The reported 129 tornadoes that struck the central and southeast U.S. between March 2 and March 3 would place the outbreak as the highest number storms during the month of March since records began tracking activity in 1950, according to catastrophe modeling firm Risk Management Solutions (RMS).
That sets up the U.S. insurance industry for major losses if the activity continues through the current season.
“While this year’s activity is already high, the peak months of tornado activity across the U.S. have yet to come,” Neena Saith, director of catastrophe response at RMS. “Last year, the months of April through July saw the highest number of tornadoes for 2011, with 758 tornadoes spawning in April.”
The RMS statement add that while there is uncertainty surrounding U.S. tornado activity for the rest of 2012, contributing factors such as warm, moist air from Gulf of Mexico is a “potential indicator of tornado activity levels”. “[Temperatures] in the Gulf of Mexico are currently running between 22 to 24°C, which is around 1°C above average,” RMS said. “The positive anomaly present in the Gulf of Mexico at the moment increases the potential for an active tornado season.”

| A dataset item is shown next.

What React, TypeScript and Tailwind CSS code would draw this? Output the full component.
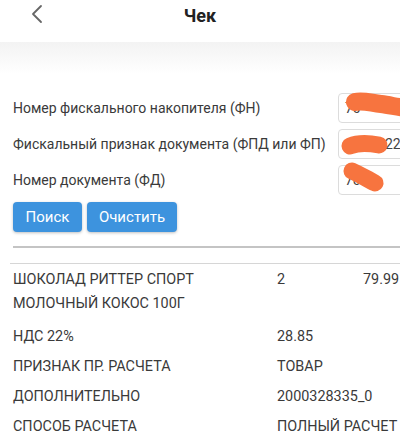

Other factors, including El-Nino Southern Oscillation (ENSO), may also contribute since El Niño and La Nina forces shift the location and strength of storms in “Tornado Alley.” The RMS statement adds that the “International Research for Climate and Society is reporting that weak La Nina conditions exist at the moment but the La Nina is dissipating and neutral conditions are forecast to take hold over the next few months.”
The March storms tore across Alabama, Georgia, Illinois, Indiana, Kentucky, Mississippi, North Carolina, Ohio, South Carolina, Tennessee, and Virginia last week bringing hail, high winds, and tornadoes to the region.
The strongest tornadoes confirmed in the outbreak two EF3 storms, with two in Kentucky and one in Georgia, RMS said.